Aim of the task: Leave out the pictures; transcribe all else exactly.

Data extract:
>> Begin

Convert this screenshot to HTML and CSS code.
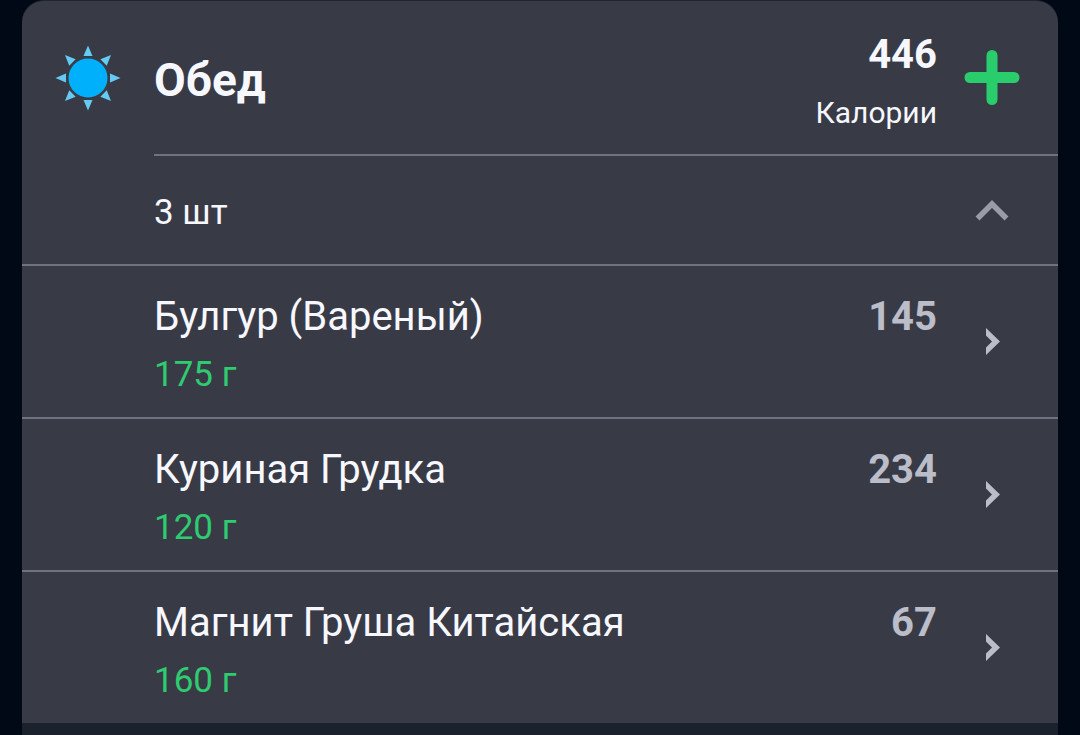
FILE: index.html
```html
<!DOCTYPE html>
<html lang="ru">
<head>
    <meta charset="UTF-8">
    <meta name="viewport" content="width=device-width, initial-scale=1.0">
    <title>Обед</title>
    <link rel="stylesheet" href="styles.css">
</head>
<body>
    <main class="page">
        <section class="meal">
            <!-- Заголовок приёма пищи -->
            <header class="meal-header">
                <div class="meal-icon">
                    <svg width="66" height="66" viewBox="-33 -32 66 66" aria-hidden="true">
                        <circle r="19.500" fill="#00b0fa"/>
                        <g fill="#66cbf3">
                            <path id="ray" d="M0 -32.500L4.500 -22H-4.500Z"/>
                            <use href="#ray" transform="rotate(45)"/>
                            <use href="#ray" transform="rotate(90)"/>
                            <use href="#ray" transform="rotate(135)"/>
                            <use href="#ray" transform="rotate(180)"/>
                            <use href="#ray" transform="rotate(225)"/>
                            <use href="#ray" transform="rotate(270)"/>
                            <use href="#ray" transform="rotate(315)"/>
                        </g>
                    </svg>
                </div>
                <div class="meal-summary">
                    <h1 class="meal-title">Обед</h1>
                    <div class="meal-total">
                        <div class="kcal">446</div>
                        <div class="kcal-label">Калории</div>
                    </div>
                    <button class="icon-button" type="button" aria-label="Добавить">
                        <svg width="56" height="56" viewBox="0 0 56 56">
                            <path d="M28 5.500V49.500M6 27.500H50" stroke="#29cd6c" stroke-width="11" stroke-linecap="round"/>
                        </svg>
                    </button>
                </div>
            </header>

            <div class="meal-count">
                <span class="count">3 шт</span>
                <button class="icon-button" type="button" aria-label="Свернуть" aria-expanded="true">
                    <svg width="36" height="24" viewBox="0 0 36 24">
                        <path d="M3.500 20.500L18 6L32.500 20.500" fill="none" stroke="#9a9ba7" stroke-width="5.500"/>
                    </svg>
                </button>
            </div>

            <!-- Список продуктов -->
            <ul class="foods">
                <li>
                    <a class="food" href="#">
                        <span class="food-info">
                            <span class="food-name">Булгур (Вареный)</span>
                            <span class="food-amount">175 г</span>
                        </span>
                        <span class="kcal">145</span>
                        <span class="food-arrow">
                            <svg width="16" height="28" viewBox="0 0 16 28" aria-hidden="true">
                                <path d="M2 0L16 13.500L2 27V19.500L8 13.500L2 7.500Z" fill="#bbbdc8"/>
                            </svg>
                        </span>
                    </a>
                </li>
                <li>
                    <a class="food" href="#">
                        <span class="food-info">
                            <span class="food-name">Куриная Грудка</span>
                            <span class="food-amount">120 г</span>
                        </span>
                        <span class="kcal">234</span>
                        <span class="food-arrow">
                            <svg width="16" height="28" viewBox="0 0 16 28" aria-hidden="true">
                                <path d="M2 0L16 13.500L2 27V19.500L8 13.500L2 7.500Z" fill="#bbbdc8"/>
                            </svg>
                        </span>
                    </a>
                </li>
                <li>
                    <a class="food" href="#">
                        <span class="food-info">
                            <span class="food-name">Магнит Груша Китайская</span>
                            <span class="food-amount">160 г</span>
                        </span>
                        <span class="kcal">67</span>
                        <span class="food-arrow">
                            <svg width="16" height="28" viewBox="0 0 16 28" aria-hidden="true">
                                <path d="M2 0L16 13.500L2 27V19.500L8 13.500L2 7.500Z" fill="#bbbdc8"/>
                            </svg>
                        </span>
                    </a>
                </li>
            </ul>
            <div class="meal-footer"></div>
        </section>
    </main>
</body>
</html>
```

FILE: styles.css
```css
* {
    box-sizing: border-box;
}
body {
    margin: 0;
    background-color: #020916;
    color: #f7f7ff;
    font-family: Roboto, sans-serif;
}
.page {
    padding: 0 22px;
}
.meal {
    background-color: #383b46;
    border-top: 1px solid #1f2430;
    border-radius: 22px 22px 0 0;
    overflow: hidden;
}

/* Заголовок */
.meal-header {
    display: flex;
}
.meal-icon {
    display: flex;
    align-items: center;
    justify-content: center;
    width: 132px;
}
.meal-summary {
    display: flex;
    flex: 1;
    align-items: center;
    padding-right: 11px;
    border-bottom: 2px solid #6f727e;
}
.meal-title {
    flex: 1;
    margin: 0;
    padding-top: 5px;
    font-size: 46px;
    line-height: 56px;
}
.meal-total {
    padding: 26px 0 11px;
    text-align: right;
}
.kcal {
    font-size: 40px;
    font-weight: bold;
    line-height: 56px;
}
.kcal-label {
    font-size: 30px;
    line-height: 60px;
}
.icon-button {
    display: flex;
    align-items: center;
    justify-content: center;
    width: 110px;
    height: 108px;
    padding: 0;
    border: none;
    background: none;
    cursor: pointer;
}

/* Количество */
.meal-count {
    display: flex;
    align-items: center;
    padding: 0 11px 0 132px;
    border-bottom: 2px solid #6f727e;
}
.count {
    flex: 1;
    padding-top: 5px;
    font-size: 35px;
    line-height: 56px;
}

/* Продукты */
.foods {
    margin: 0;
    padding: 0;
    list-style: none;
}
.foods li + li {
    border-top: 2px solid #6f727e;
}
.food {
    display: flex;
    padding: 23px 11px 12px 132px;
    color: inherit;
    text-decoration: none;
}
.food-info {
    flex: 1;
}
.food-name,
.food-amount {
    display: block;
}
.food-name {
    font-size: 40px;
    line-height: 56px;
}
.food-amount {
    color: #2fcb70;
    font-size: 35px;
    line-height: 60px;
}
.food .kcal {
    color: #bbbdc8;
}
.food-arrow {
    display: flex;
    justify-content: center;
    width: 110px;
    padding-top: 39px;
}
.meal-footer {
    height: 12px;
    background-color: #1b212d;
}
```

>> End

Answer for the task:
Convert this screenshot to HTML and CSS code.
FILE: index.html
```html
<!DOCTYPE html>
<html lang="ru">
<head>
    <meta charset="UTF-8">
    <meta name="viewport" content="width=device-width, initial-scale=1.0">
    <title>Обед</title>
    <link rel="stylesheet" href="styles.css">
</head>
<body>
    <main class="page">
        <section class="meal">
            <!-- Заголовок приёма пищи -->
            <header class="meal-header">
                <div class="meal-icon">
                    <svg width="66" height="66" viewBox="-33 -32 66 66" aria-hidden="true">
                        <circle r="19.500" fill="#00b0fa"/>
                        <g fill="#66cbf3">
                            <path id="ray" d="M0 -32.500L4.500 -22H-4.500Z"/>
                            <use href="#ray" transform="rotate(45)"/>
                            <use href="#ray" transform="rotate(90)"/>
                            <use href="#ray" transform="rotate(135)"/>
                            <use href="#ray" transform="rotate(180)"/>
                            <use href="#ray" transform="rotate(225)"/>
                            <use href="#ray" transform="rotate(270)"/>
                            <use href="#ray" transform="rotate(315)"/>
                        </g>
                    </svg>
                </div>
                <div class="meal-summary">
                    <h1 class="meal-title">Обед</h1>
                    <div class="meal-total">
                        <div class="kcal">446</div>
                        <div class="kcal-label">Калории</div>
                    </div>
                    <button class="icon-button" type="button" aria-label="Добавить">
                        <svg width="56" height="56" viewBox="0 0 56 56">
                            <path d="M28 5.500V49.500M6 27.500H50" stroke="#29cd6c" stroke-width="11" stroke-linecap="round"/>
                        </svg>
                    </button>
                </div>
            </header>

            <div class="meal-count">
                <span class="count">3 шт</span>
                <button class="icon-button" type="button" aria-label="Свернуть" aria-expanded="true">
                    <svg width="36" height="24" viewBox="0 0 36 24">
                        <path d="M3.500 20.500L18 6L32.500 20.500" fill="none" stroke="#9a9ba7" stroke-width="5.500"/>
                    </svg>
                </button>
            </div>

            <!-- Список продуктов -->
            <ul class="foods">
                <li>
                    <a class="food" href="#">
                        <span class="food-info">
                            <span class="food-name">Булгур (Вареный)</span>
                            <span class="food-amount">175 г</span>
                        </span>
                        <span class="kcal">145</span>
                        <span class="food-arrow">
                            <svg width="16" height="28" viewBox="0 0 16 28" aria-hidden="true">
                                <path d="M2 0L16 13.500L2 27V19.500L8 13.500L2 7.500Z" fill="#bbbdc8"/>
                            </svg>
                        </span>
                    </a>
                </li>
                <li>
                    <a class="food" href="#">
                        <span class="food-info">
                            <span class="food-name">Куриная Грудка</span>
                            <span class="food-amount">120 г</span>
                        </span>
                        <span class="kcal">234</span>
                        <span class="food-arrow">
                            <svg width="16" height="28" viewBox="0 0 16 28" aria-hidden="true">
                                <path d="M2 0L16 13.500L2 27V19.500L8 13.500L2 7.500Z" fill="#bbbdc8"/>
                            </svg>
                        </span>
                    </a>
                </li>
                <li>
                    <a class="food" href="#">
                        <span class="food-info">
                            <span class="food-name">Магнит Груша Китайская</span>
                            <span class="food-amount">160 г</span>
                        </span>
                        <span class="kcal">67</span>
                        <span class="food-arrow">
                            <svg width="16" height="28" viewBox="0 0 16 28" aria-hidden="true">
                                <path d="M2 0L16 13.500L2 27V19.500L8 13.500L2 7.500Z" fill="#bbbdc8"/>
                            </svg>
                        </span>
                    </a>
                </li>
            </ul>
            <div class="meal-footer"></div>
        </section>
    </main>
</body>
</html>
```

FILE: styles.css
```css
* {
    box-sizing: border-box;
}
body {
    margin: 0;
    background-color: #020916;
    color: #f7f7ff;
    font-family: Roboto, sans-serif;
}
.page {
    padding: 0 22px;
}
.meal {
    background-color: #383b46;
    border-top: 1px solid #1f2430;
    border-radius: 22px 22px 0 0;
    overflow: hidden;
}

/* Заголовок */
.meal-header {
    display: flex;
}
.meal-icon {
    display: flex;
    align-items: center;
    justify-content: center;
    width: 132px;
}
.meal-summary {
    display: flex;
    flex: 1;
    align-items: center;
    padding-right: 11px;
    border-bottom: 2px solid #6f727e;
}
.meal-title {
    flex: 1;
    margin: 0;
    padding-top: 5px;
    font-size: 46px;
    line-height: 56px;
}
.meal-total {
    padding: 26px 0 11px;
    text-align: right;
}
.kcal {
    font-size: 40px;
    font-weight: bold;
    line-height: 56px;
}
.kcal-label {
    font-size: 30px;
    line-height: 60px;
}
.icon-button {
    display: flex;
    align-items: center;
    justify-content: center;
    width: 110px;
    height: 108px;
    padding: 0;
    border: none;
    background: none;
    cursor: pointer;
}

/* Количество */
.meal-count {
    display: flex;
    align-items: center;
    padding: 0 11px 0 132px;
    border-bottom: 2px solid #6f727e;
}
.count {
    flex: 1;
    padding-top: 5px;
    font-size: 35px;
    line-height: 56px;
}

/* Продукты */
.foods {
    margin: 0;
    padding: 0;
    list-style: none;
}
.foods li + li {
    border-top: 2px solid #6f727e;
}
.food {
    display: flex;
    padding: 23px 11px 12px 132px;
    color: inherit;
    text-decoration: none;
}
.food-info {
    flex: 1;
}
.food-name,
.food-amount {
    display: block;
}
.food-name {
    font-size: 40px;
    line-height: 56px;
}
.food-amount {
    color: #2fcb70;
    font-size: 35px;
    line-height: 60px;
}
.food .kcal {
    color: #bbbdc8;
}
.food-arrow {
    display: flex;
    justify-content: center;
    width: 110px;
    padding-top: 39px;
}
.meal-footer {
    height: 12px;
    background-color: #1b212d;
}
```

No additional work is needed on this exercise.